Если попытаться выразить то, что являлось его сутью, хватит двух слов — «воля» и «творчество». Работая в Ламбарене, он проявил сверхъестественную работоспособность. За обычный день в больнице (а ему исполнилось уже 90 лет) он успевал выполнять обязанности врача и совершать обход, плотничать, передвигать тяжелые ящики с лекарствами, отвечать на многочисленные письма, уделять время своим рукописям и играть на пианино. «Я не собираюсь умирать, — признался он как-то своим сотрудникам. — Если я в силах заниматься разными делами, совершенно нет нужды умирать. Так что я буду жить долго, очень долго». И он дожил до 95 лет.

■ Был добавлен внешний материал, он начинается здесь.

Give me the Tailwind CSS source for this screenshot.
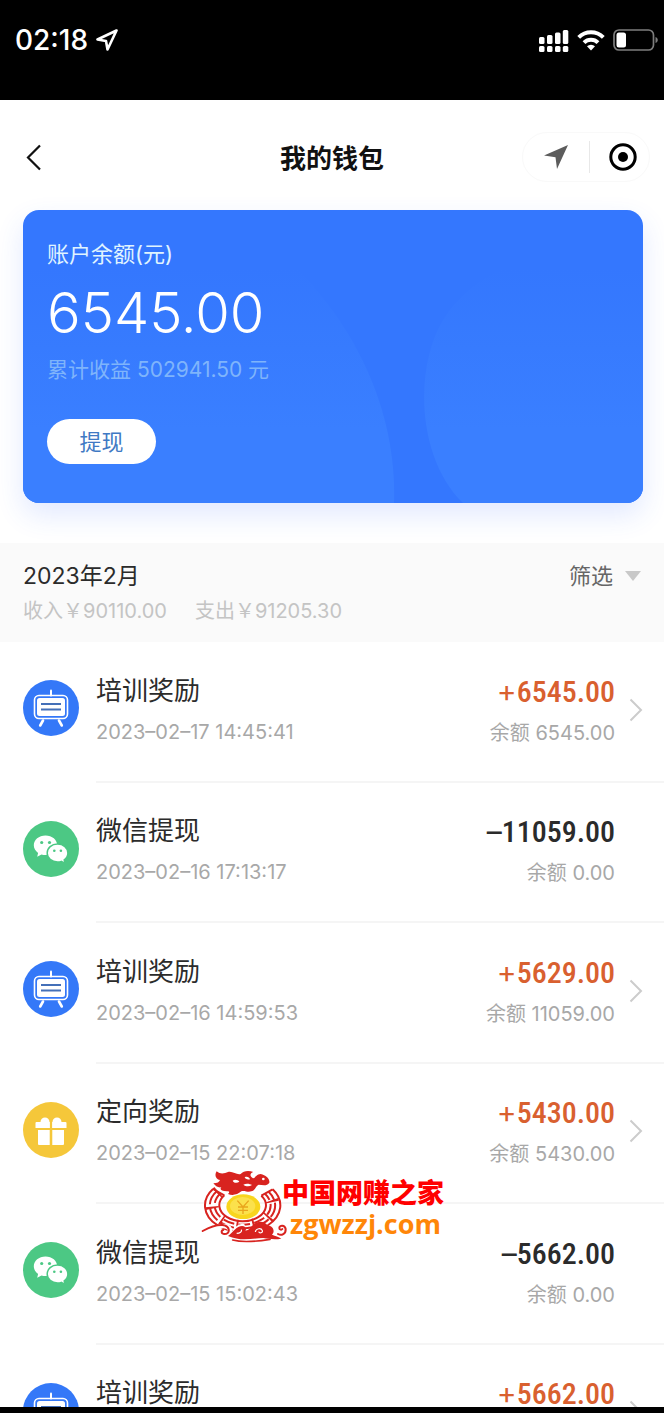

Так же как и его друг Пабло Казальс, Альберт Швейцер не мог позволить себе хоть день не играть Баха. Его любимым произведением была токката и фуга ре минор. Пьеса написана для органа. Но в Ламбарене органа не было. Было два пианино, оба древние, рассохшиеся. Одно, совсем разбитое, стояло в столовой медперсонала. На экваторе воздух всегда насыщен влагой, и это изменило инструмент почти до неузнаваемости. На одних клавишах не было слоновой кости, другие пожелтели и растрескались.
Войлок на молоточках вытерся, и звуки получались резкие. Инструмент не настраивали годами, а если бы даже и настроили, вряд ли этого хватило надолго. Когда я впервые приехал в больницу в Ламбарене и зашел в столовую, то сел за пианино и отпрянул, услышав искаженные звуки. Поразительно, как Швейцер умудрялся каждый вечер перед ужином играть на нем духовные гимны, — каким-то чудом под его руками нищета и убожество звука исчезали.